▸ **Work required**
Give the listing again exactly, omitting its images.

▸ **Data shown**
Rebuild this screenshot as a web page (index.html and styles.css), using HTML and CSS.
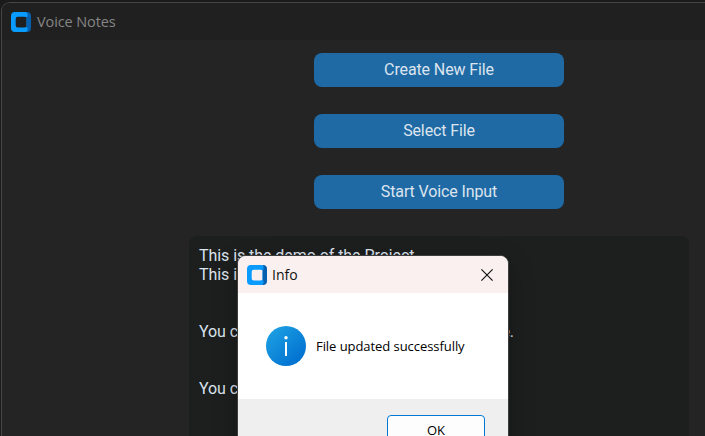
FILE: index.html
```html
<!DOCTYPE html>
<html lang="en">
<head>
<meta charset="utf-8">
<title>Voice Notes</title>
<link rel="stylesheet" href="styles.css">
</head>
<body>
<svg class="defs" width="0" height="0" aria-hidden="true">
  <symbol id="app-icon" viewBox="0 0 20 20">
    <path fill="#0560b0" d="M15.5 0h.5a4 4 0 0 1 4 4v12a4 4 0 0 1-4 4h-1.500l1-5z"/>
    <path fill="#0a9bff" fill-rule="evenodd" d="M4 0h10.500a2 2 0 0 1 2 2v1.500q0 1.500-1.200 2v9q1.200.5 1.200 2V18a2 2 0 0 1-2 2H4a4 4 0 0 1-4-4V4a4 4 0 0 1 4-4zM6.700 4.700a2 2 0 0 0-2 2v6.700a2 2 0 0 0 2 2h6.900a2 2 0 0 0 2-2V6.700a2 2 0 0 0-2-2z"/>
  </symbol>
</svg>
<div class="window">
  <header class="titlebar">
    <svg class="app-icon"><use href="#app-icon"/></svg>
    <span class="title">Voice Notes</span>
  </header>
  <main class="content">
    <button class="action">Create New File</button>
    <button class="action">Select File</button>
    <button class="action">Start Voice Input</button>
    <div class="notes">
      <p>This is the demo of the Project</p>
      <p>This i</p>
      <p></p>
      <p></p>
      <p class="split"><span>You c</span><span>e.</span></p>
      <p></p>
      <p></p>
      <p>You c</p>
    </div>
  </main>
</div>
<section class="dialog">
  <header class="dialog-bar">
    <svg class="app-icon"><use href="#app-icon"/></svg>
    <span class="dialog-title">Info</span>
    <svg class="close" viewBox="0 0 12 12"><path d="M.4.4l11.2 11.2M11.6.4.4 11.6"/></svg>
  </header>
  <div class="dialog-body">
    <svg class="info" viewBox="0 0 40 40">
      <defs><linearGradient id="blue" x1="0.1" y1="0.1" x2="0.85" y2="0.9"><stop offset="0" stop-color="#1d9fe2"/><stop offset="1" stop-color="#0070d0"/></linearGradient></defs>
      <circle cx="20" cy="20" r="20" fill="url(#blue)"/>
      <circle cx="20" cy="11.7" r="1.7" fill="#fff"/>
      <path d="M19 16h2v14h-2z" fill="#fff"/>
    </svg>
    <span class="message">File updated successfully</span>
  </div>
  <footer class="dialog-footer"><button class="ok">OK</button></footer>
</section>
</body>
</html>
```
FILE: styles.css
```css
* { box-sizing: border-box; }
body {
  margin: 0;
  height: 436px;
  overflow: hidden;
  background: #1b1b1b;
  font-family: "Open Sans", "Noto Sans", sans-serif;
}
.defs { position: absolute; }
.window {
  margin: 2px 0 0 1px;
  height: 434px;
  border: solid #464646;
  border-width: 1px 0 0 1px;
  border-top-left-radius: 9px;
  background: #242424;
  overflow: hidden;
}
.titlebar {
  display: flex;
  align-items: center;
  height: 37px;
  padding-left: 9px;
  background: #202020;
}
.app-icon { width: 20px; height: 20px; flex: none; }
.title {
  margin-left: 6px;
  color: #858585;
  font-size: 14.5px;
  letter-spacing: -0.1px;
}
.content {
  display: flex;
  flex-direction: column;
  align-items: center;
  width: 500px;
  margin-left: 187px;
  padding-top: 13px;
}
.action {
  width: 250px;
  height: 34px;
  margin-bottom: 27px;
  padding: 0;
  border: 0;
  border-radius: 8px;
  background: #1f6aa5;
  color: #dce4ee;
  font: 16px/32px Roboto, sans-serif;
  letter-spacing: -0.12px;
}
.notes {
  width: 500px;
  height: 220px;
  padding: 10px;
  border-radius: 8px;
  background: #1d1e1e;
  color: #dce4ee;
  font: 16px/19px Roboto, sans-serif;
  letter-spacing: -0.06px;
}
.notes p { height: 19px; margin: 0; }
.split { display: flex; justify-content: space-between; width: 315px; }
.dialog {
  position: absolute;
  left: 237px;
  top: 255px;
  width: 272px;
  height: 200px;
  border: 1px solid #3d3d3d;
  border-radius: 9px;
  background: #fff;
  box-shadow: 0 8px 24px rgba(0, 0, 0, .28);
  overflow: hidden;
}
.dialog-bar {
  display: flex;
  align-items: center;
  height: 37px;
  padding: 0 15px 0 9px;
  background: #f9f0ef;
}
.dialog-title { margin-left: 5px; font-size: 14px; color: #111; }
.close {
  width: 12px;
  height: 12px;
  margin-left: auto;
  fill: none;
  stroke: #111;
  stroke-width: 1.15;
}
.dialog-body {
  display: flex;
  align-items: center;
  height: 106px;
  padding-left: 28px;
}
.info { width: 40px; height: 40px; }
.message {
  margin-left: 10px;
  color: #000;
  font-size: 13px;
  letter-spacing: -0.06px;
}
.dialog-footer {
  display: flex;
  justify-content: flex-end;
  height: 60px;
  padding: 16px 23px 0 0;
  background: #efefef;
}
.ok {
  width: 98px;
  height: 32px;
  padding: 0 0 1px;
  border: 1px solid #0078d4;
  border-radius: 4px;
  background: #fdfdfd;
  color: #000;
  font: 13px/29px "Open Sans", sans-serif;
}
```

▸ **Solution to this task**
Rebuild this screenshot as a web page (index.html and styles.css), using HTML and CSS.
FILE: index.html
```html
<!DOCTYPE html>
<html lang="en">
<head>
<meta charset="utf-8">
<title>Voice Notes</title>
<link rel="stylesheet" href="styles.css">
</head>
<body>
<svg class="defs" width="0" height="0" aria-hidden="true">
  <symbol id="app-icon" viewBox="0 0 20 20">
    <path fill="#0560b0" d="M15.5 0h.5a4 4 0 0 1 4 4v12a4 4 0 0 1-4 4h-1.500l1-5z"/>
    <path fill="#0a9bff" fill-rule="evenodd" d="M4 0h10.500a2 2 0 0 1 2 2v1.500q0 1.500-1.200 2v9q1.200.5 1.200 2V18a2 2 0 0 1-2 2H4a4 4 0 0 1-4-4V4a4 4 0 0 1 4-4zM6.700 4.700a2 2 0 0 0-2 2v6.700a2 2 0 0 0 2 2h6.900a2 2 0 0 0 2-2V6.700a2 2 0 0 0-2-2z"/>
  </symbol>
</svg>
<div class="window">
  <header class="titlebar">
    <svg class="app-icon"><use href="#app-icon"/></svg>
    <span class="title">Voice Notes</span>
  </header>
  <main class="content">
    <button class="action">Create New File</button>
    <button class="action">Select File</button>
    <button class="action">Start Voice Input</button>
    <div class="notes">
      <p>This is the demo of the Project</p>
      <p>This i</p>
      <p></p>
      <p></p>
      <p class="split"><span>You c</span><span>e.</span></p>
      <p></p>
      <p></p>
      <p>You c</p>
    </div>
  </main>
</div>
<section class="dialog">
  <header class="dialog-bar">
    <svg class="app-icon"><use href="#app-icon"/></svg>
    <span class="dialog-title">Info</span>
    <svg class="close" viewBox="0 0 12 12"><path d="M.4.4l11.2 11.2M11.6.4.4 11.6"/></svg>
  </header>
  <div class="dialog-body">
    <svg class="info" viewBox="0 0 40 40">
      <defs><linearGradient id="blue" x1="0.1" y1="0.1" x2="0.85" y2="0.9"><stop offset="0" stop-color="#1d9fe2"/><stop offset="1" stop-color="#0070d0"/></linearGradient></defs>
      <circle cx="20" cy="20" r="20" fill="url(#blue)"/>
      <circle cx="20" cy="11.7" r="1.7" fill="#fff"/>
      <path d="M19 16h2v14h-2z" fill="#fff"/>
    </svg>
    <span class="message">File updated successfully</span>
  </div>
  <footer class="dialog-footer"><button class="ok">OK</button></footer>
</section>
</body>
</html>
```
FILE: styles.css
```css
* { box-sizing: border-box; }
body {
  margin: 0;
  height: 436px;
  overflow: hidden;
  background: #1b1b1b;
  font-family: "Open Sans", "Noto Sans", sans-serif;
}
.defs { position: absolute; }
.window {
  margin: 2px 0 0 1px;
  height: 434px;
  border: solid #464646;
  border-width: 1px 0 0 1px;
  border-top-left-radius: 9px;
  background: #242424;
  overflow: hidden;
}
.titlebar {
  display: flex;
  align-items: center;
  height: 37px;
  padding-left: 9px;
  background: #202020;
}
.app-icon { width: 20px; height: 20px; flex: none; }
.title {
  margin-left: 6px;
  color: #858585;
  font-size: 14.5px;
  letter-spacing: -0.1px;
}
.content {
  display: flex;
  flex-direction: column;
  align-items: center;
  width: 500px;
  margin-left: 187px;
  padding-top: 13px;
}
.action {
  width: 250px;
  height: 34px;
  margin-bottom: 27px;
  padding: 0;
  border: 0;
  border-radius: 8px;
  background: #1f6aa5;
  color: #dce4ee;
  font: 16px/32px Roboto, sans-serif;
  letter-spacing: -0.12px;
}
.notes {
  width: 500px;
  height: 220px;
  padding: 10px;
  border-radius: 8px;
  background: #1d1e1e;
  color: #dce4ee;
  font: 16px/19px Roboto, sans-serif;
  letter-spacing: -0.06px;
}
.notes p { height: 19px; margin: 0; }
.split { display: flex; justify-content: space-between; width: 315px; }
.dialog {
  position: absolute;
  left: 237px;
  top: 255px;
  width: 272px;
  height: 200px;
  border: 1px solid #3d3d3d;
  border-radius: 9px;
  background: #fff;
  box-shadow: 0 8px 24px rgba(0, 0, 0, .28);
  overflow: hidden;
}
.dialog-bar {
  display: flex;
  align-items: center;
  height: 37px;
  padding: 0 15px 0 9px;
  background: #f9f0ef;
}
.dialog-title { margin-left: 5px; font-size: 14px; color: #111; }
.close {
  width: 12px;
  height: 12px;
  margin-left: auto;
  fill: none;
  stroke: #111;
  stroke-width: 1.15;
}
.dialog-body {
  display: flex;
  align-items: center;
  height: 106px;
  padding-left: 28px;
}
.info { width: 40px; height: 40px; }
.message {
  margin-left: 10px;
  color: #000;
  font-size: 13px;
  letter-spacing: -0.06px;
}
.dialog-footer {
  display: flex;
  justify-content: flex-end;
  height: 60px;
  padding: 16px 23px 0 0;
  background: #efefef;
}
.ok {
  width: 98px;
  height: 32px;
  padding: 0 0 1px;
  border: 1px solid #0078d4;
  border-radius: 4px;
  background: #fdfdfd;
  color: #000;
  font: 13px/29px "Open Sans", sans-serif;
}
```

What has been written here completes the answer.